The State offers another argument in support of upholding the search. The State points out that the trial court found that "Ruaro offered to open the package while [law enforcement officers] were waiting" for the warrant to be issued. The State argues that this finding indicates that Ruaro agreed to the search and that therefore, even if the warrant was defective, the State was authorized to conduct the search based upon Rua-ro's agreement. But the State has not established that Ruaro's offer to open the package was not based upon the fact that the police had obtained a warrant. Furthermore, as Ruaro points out, an offer only to open the package would not authorize the police to conduct the thorough search of items within the package that the police conducted in order to find the cocaine. Consequently, the State's argument that Ruaro voluntarily agreed to authorize the thorough search that the police conducted to find the cocaine is not supported by the record.
Conclusion
We conclude that the evidence which the State presented at the search warrant hear*1237ing was insufficient to support a finding that Ruaro's package contained illegal drugs. We therefore hold that the superior court erred in denying Ruaro's motion to suppress the evidence the police obtained when they served the warrant. It is uncontested that, without this illegally seized evidence, the State presented insufficient evidence to support Ruaro's conviction.
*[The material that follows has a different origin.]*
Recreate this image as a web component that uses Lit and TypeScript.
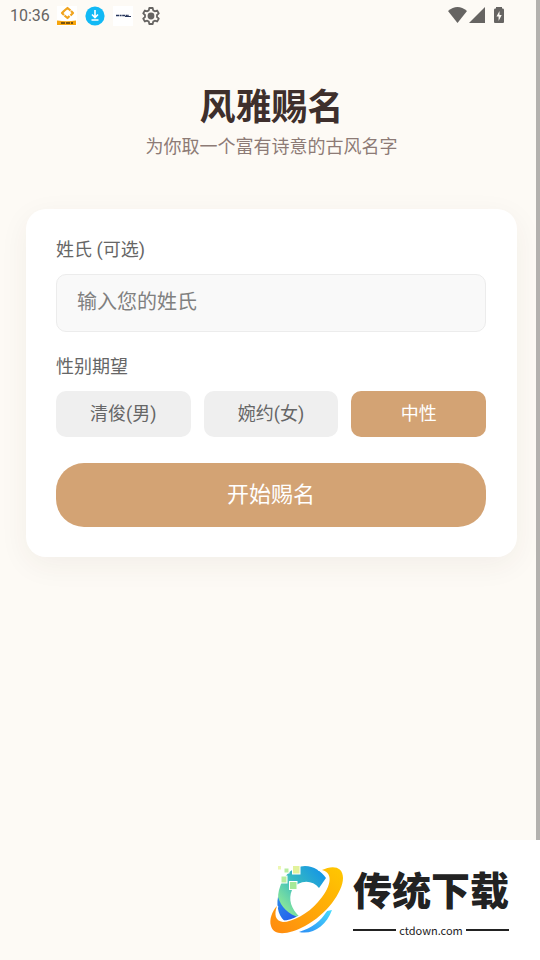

The judgment of the superior court is REVERSED.
. AS 11.71.030(a)(1).
. See Carter v. State, 910 P.2d 619, 623 (Alaska App.1996).
. See 2 Wayne R. LaFave, Search and Seizure, § 4.6(b), at 620-21 (4th ed. 2004) (footnotes omitted).
. Id. § 4.6(b), at 621 (footnote omitted).
. McClelland v. State, 928 P.2d 1224, 1225 (Alaska App.1996) (citing State v. Conway, 711 P.2d 555, 557 (Alaska App.1985)).